Frontiers. [Significant Collection of 67 Early Issues].
North Hollywood; West Hollywood: Frontiers Publishing Corporation, 1982-2004. 15 x 11-1/2 inches. Various paginations. Tabloid-format magazine, most issues printed on newsprint with color covers, some issues stapled with glossy covers. Light wear and toning. Very Good or better overall.
This collection includes the following biweekly issues: Volume 1 (May 6, 1982 – May 11, 1983), issues 1 through 1-26, missing issues 5, 9 and 16. The magazine moved to a weekly format starting with Volume 2 from May 25, 1983 – May 9, 1984, and includes issues 2 through 41, missing issues 12, 18-24, 26, 31, 33 and 35.; Volume 3, issue 28, November 21-28, 1984, and issue 31, December 12-19, 1984, an unnumbered issue dated February 13-20, 1985, issue 49, April 17-24, 1985, issue 51, May 1-8, 1985; Volume 4, issue 1, May 15-22, 1985, issue 3, May 29-June 5 and issue 12, July 31-August 7, 1985; Volume 8, issue 13, October 20, 1989; Volume 9, issue 19, January 18, 1991, issue 23, March 15, 1992; Volume 10, issue 9, August 30, 1991, issue 26, April 24, 1992; Volume 11, issue 1, May 8, 1992; Volume 19, issue 1, May 4, 2000; Volume 23, and issue 23, October 13-26, 2004.

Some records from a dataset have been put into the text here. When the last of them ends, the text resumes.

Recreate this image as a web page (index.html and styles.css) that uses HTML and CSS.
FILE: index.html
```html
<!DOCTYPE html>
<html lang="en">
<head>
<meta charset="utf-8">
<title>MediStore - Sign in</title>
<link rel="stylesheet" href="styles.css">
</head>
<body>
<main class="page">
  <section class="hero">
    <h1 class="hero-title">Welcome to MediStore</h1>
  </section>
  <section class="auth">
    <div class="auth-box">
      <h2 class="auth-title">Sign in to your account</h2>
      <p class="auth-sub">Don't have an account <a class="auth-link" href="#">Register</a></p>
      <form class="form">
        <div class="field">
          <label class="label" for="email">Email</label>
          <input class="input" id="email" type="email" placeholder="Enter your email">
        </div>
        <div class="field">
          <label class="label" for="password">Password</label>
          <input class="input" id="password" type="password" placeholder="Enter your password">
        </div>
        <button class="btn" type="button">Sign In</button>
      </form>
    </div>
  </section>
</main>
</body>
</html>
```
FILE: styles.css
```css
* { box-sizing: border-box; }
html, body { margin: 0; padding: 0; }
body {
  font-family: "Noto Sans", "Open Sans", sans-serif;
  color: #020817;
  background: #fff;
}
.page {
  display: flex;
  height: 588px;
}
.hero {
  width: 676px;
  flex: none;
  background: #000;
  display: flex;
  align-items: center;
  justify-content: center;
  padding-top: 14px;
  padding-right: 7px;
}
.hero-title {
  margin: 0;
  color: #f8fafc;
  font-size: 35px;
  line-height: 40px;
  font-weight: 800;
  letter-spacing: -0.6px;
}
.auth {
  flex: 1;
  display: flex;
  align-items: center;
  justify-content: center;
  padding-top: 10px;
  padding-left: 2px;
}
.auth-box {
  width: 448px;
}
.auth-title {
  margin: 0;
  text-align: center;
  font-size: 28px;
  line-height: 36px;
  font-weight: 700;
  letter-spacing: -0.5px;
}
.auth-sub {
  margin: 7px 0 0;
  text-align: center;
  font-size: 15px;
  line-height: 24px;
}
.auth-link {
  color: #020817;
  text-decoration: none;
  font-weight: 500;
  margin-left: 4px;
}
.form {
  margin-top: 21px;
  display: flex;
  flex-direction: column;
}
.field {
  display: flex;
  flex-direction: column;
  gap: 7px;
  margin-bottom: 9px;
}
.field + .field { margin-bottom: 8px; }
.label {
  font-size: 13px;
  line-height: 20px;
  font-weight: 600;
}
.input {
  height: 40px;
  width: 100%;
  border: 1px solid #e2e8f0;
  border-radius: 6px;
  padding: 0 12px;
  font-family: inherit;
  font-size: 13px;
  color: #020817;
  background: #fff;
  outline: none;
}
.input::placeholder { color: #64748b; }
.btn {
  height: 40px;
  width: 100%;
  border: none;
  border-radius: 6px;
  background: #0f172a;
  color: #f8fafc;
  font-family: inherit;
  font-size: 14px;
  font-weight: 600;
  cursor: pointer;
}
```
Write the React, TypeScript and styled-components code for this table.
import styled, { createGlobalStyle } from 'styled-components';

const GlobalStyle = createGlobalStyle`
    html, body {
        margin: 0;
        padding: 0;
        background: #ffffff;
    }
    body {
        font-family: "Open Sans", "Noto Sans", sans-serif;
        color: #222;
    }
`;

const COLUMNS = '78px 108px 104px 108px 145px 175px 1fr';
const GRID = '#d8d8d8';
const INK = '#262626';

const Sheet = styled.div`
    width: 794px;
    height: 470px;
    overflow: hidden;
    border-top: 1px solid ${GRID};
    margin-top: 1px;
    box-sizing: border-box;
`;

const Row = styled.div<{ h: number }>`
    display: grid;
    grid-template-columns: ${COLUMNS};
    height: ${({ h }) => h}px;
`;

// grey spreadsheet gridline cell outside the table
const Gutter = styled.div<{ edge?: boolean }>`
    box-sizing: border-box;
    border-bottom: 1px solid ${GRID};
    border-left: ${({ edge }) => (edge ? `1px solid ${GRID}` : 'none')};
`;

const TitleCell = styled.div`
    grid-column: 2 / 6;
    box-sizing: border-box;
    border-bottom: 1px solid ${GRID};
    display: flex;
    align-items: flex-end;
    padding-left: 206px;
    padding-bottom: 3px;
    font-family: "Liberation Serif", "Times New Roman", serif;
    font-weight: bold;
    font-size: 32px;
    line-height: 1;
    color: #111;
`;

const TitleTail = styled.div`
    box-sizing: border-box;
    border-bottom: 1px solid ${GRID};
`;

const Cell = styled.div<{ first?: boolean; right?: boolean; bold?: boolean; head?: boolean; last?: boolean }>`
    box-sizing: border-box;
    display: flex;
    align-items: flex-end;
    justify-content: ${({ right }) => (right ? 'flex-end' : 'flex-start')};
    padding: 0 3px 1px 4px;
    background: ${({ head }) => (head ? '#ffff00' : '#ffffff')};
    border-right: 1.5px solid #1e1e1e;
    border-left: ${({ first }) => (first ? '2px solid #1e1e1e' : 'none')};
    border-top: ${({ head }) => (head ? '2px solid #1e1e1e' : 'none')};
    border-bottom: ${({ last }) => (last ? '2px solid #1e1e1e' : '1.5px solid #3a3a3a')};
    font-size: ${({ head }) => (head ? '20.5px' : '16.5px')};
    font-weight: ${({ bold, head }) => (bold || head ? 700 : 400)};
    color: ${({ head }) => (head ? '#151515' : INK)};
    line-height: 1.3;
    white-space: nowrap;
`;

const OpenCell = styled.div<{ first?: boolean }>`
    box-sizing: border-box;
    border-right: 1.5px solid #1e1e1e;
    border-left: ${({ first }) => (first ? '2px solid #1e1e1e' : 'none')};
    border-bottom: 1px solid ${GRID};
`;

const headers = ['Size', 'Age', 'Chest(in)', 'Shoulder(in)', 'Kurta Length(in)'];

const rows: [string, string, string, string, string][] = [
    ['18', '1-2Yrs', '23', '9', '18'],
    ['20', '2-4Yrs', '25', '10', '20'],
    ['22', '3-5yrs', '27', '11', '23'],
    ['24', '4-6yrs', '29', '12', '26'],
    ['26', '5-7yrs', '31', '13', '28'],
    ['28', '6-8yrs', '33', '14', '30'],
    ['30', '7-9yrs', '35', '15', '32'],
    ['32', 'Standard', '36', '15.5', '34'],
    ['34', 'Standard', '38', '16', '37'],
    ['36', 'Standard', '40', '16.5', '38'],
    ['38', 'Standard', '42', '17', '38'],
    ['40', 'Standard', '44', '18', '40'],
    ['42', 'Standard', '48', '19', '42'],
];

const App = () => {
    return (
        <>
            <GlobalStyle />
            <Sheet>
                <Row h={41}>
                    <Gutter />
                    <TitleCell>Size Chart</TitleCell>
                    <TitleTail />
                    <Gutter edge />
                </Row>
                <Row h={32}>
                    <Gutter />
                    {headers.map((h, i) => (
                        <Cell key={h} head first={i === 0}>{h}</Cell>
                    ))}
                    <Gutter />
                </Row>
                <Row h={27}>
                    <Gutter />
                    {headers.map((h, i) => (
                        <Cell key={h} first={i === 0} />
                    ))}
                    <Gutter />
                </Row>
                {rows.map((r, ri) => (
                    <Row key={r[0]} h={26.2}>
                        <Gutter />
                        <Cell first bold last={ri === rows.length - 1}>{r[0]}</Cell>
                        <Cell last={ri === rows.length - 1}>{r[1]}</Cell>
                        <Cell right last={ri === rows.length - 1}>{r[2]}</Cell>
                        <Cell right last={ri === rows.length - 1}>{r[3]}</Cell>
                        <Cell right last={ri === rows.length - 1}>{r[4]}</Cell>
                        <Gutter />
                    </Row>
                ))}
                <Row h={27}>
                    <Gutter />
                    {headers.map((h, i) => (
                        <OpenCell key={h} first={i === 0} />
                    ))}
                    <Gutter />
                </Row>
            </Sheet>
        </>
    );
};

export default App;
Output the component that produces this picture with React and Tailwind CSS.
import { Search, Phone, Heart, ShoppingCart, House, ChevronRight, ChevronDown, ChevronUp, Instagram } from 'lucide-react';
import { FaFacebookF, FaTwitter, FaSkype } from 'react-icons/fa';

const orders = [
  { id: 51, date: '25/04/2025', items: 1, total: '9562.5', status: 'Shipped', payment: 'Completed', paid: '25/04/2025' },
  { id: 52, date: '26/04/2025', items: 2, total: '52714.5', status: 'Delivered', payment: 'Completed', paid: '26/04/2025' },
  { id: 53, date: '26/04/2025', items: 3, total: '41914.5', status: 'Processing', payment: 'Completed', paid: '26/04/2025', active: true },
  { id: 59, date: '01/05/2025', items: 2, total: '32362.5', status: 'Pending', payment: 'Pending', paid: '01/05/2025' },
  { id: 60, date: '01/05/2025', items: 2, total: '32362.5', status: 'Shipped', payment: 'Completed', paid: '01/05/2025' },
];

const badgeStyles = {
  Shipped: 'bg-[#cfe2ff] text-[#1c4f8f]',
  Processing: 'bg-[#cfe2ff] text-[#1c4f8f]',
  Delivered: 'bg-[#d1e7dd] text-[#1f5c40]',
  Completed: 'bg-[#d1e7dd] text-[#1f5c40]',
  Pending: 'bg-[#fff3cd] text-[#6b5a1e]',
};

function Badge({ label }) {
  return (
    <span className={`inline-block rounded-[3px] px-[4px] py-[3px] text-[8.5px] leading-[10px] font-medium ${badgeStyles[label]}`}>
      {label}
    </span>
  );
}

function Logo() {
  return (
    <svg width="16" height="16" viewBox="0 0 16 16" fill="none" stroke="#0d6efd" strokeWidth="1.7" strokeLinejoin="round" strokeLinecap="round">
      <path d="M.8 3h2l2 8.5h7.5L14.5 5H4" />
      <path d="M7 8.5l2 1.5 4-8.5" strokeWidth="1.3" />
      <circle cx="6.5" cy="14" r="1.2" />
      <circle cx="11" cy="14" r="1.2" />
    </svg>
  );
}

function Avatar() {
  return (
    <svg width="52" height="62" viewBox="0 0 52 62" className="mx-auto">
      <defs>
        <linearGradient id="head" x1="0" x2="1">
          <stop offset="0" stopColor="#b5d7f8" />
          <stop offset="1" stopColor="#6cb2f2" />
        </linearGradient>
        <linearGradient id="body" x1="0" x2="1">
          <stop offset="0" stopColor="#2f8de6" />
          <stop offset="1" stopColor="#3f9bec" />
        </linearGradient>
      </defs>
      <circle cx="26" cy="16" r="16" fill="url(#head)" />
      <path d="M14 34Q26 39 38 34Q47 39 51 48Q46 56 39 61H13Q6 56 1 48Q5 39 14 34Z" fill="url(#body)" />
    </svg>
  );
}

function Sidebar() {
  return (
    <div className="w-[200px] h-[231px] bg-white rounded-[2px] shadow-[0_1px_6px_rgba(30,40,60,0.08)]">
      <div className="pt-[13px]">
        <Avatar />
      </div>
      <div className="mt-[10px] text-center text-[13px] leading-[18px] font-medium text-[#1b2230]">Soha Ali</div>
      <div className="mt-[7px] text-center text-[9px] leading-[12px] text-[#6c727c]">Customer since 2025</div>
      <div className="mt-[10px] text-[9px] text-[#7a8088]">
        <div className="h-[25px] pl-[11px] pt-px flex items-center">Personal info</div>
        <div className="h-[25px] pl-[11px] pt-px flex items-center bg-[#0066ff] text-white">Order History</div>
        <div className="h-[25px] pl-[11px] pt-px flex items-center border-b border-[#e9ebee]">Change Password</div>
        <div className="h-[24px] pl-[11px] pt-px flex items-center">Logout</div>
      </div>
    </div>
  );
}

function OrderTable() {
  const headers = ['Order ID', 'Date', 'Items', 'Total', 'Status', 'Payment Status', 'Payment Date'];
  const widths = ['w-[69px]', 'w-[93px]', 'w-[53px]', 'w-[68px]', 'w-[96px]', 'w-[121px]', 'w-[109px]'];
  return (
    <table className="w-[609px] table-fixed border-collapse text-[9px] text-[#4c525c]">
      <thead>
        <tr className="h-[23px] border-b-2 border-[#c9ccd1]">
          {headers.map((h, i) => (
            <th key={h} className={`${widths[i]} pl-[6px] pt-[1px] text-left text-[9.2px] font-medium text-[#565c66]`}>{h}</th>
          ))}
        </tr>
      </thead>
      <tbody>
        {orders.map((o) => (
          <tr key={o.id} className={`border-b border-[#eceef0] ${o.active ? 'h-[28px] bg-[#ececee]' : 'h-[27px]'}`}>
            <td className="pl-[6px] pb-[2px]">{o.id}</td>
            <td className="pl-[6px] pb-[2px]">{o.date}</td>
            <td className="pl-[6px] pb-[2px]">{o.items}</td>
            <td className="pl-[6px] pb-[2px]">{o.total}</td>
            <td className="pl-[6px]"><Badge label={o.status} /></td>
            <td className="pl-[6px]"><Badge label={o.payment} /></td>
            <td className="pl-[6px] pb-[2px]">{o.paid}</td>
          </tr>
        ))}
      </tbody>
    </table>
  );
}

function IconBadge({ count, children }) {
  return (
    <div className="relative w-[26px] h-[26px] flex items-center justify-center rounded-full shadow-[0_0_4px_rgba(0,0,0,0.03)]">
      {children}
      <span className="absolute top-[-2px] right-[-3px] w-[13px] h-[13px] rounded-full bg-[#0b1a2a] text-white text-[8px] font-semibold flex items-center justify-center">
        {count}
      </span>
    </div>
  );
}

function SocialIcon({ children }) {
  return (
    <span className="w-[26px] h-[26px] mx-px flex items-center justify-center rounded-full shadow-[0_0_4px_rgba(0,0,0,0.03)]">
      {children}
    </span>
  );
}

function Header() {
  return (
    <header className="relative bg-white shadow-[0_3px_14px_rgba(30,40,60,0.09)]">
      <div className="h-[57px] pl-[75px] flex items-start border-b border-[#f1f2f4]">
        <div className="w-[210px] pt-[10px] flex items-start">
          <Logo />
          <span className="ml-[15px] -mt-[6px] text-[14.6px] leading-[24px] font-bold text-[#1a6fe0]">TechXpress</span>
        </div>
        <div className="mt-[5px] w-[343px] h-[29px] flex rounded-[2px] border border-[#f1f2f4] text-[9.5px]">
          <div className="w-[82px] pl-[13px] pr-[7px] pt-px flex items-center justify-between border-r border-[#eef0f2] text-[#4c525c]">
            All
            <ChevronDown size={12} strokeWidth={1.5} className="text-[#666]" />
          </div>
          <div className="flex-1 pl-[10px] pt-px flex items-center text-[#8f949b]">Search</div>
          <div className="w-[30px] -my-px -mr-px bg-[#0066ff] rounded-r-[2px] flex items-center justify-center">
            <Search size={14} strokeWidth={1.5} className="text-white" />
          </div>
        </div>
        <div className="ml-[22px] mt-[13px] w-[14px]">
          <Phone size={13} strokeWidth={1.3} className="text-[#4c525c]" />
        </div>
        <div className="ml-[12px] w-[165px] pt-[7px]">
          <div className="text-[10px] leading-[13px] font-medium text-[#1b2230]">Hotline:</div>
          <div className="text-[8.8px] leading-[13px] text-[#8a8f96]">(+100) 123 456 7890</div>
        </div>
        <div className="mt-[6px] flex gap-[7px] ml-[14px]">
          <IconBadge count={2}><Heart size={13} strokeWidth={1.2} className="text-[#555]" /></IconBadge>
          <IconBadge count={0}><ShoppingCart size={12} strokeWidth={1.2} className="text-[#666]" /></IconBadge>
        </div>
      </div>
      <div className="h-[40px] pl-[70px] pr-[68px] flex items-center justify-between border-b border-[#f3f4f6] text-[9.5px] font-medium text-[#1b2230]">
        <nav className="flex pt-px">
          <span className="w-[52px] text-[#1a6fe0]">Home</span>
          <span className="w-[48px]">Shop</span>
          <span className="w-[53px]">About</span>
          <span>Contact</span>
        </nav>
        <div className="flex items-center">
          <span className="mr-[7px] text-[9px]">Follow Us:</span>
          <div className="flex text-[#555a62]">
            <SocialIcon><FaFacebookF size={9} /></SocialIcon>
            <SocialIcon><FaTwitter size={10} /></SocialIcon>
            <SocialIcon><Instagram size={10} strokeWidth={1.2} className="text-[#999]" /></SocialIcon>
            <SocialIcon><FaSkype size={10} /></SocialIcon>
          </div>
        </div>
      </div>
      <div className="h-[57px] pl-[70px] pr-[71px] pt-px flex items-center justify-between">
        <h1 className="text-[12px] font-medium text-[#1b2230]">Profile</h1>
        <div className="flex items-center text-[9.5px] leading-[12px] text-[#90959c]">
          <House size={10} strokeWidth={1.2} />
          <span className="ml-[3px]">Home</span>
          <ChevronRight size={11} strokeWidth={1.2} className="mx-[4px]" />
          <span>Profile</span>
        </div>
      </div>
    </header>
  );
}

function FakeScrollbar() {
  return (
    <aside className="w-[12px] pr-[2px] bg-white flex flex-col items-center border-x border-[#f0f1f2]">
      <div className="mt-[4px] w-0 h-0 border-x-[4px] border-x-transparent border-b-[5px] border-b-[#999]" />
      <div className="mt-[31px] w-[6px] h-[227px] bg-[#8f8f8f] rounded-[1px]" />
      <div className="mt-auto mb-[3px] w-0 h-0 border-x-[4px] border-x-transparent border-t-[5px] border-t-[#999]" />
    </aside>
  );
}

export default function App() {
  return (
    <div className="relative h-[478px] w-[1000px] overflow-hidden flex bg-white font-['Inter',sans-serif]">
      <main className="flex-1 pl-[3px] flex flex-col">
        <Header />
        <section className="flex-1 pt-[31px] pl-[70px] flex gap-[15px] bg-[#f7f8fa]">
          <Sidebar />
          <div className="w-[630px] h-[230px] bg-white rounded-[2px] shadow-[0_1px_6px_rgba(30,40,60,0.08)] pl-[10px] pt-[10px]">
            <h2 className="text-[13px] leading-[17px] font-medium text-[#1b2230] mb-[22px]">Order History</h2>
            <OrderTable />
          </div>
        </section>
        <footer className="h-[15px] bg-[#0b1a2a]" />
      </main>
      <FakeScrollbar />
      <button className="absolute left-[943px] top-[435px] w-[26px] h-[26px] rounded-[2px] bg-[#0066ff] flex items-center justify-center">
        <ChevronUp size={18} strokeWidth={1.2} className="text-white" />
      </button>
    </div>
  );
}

A significant collection of 67 issues of what was Southern California's oldest and largest LGBTQ+ magazine. Founded in 1982 by Robert F. Craig, Greg Carmack, and Jerry Hyde, and later wholly owned by Craig, a longtime gay activist, the magazine rapidly expanded from its initial 16-page length into a 168-page juggernaut, with a circulation of nearly 90,000 in Southern California at its heyday in the early 2000s. In 2016, after suffering for several years through new, controversial ownership that attempted to expand the readership to heterosexual men and filing for bankruptcy in 2013, Frontiers officially folded, ending a remarkable period of gay activism and advocacy in publishing.
The history of the magazine was not without controversy, most notably with regards to the AIDS crisis. In its March 30 - April 13, 1983 issue (Vol. 1, No. 24), included in this collection, Frontiers' front page article was a reprinted essay by playwright and activist Larry Kramer. Titled "A.I.D.S.: 1,112 and counting...", it starkly lays out the case for immediate and urgent action: "Our continued existence as gay men upon the face of this earth is at stake. Unless we fight for our lives we shall die. In all the history of homosexuality we have never been so close to death and extinction before. Many of us are dying or dead already." The article and subsequent ones on the AIDS crisis outraged many of the magazine's readers and supporters, including bar and bathhouse owners who vowed to boycott it. “'Bob risked losing advertising to educate the community about something we all know about now,' said associate publisher David Gardner. 'He was always committed to Frontiers being, first and foremost, an advocacy publication'” (Los Angeles Times, May 3, 2000, "Robert F. Craig; Published Gay Magazine").
Frontiers remained both a news and an entertainment magazine, reporting on subjects as varied as gay sports, including the Gay Games; fitness; gay celebrities and politicians; hustling; and much, much more. Additionally, each issue includes numerous advertisements from gay and gay-supporting businesses, classified ads, etc.
OCLC locates a single issue at Ohio State University; we also find a significant but broken run (lacking many of these early issues) in the finding aid for the Inventory of the LGBTQ Publications Collection at CSU Dominguez Hills, and note that the One Archives hold Craig's papers as well as those of an editor at Frontiers.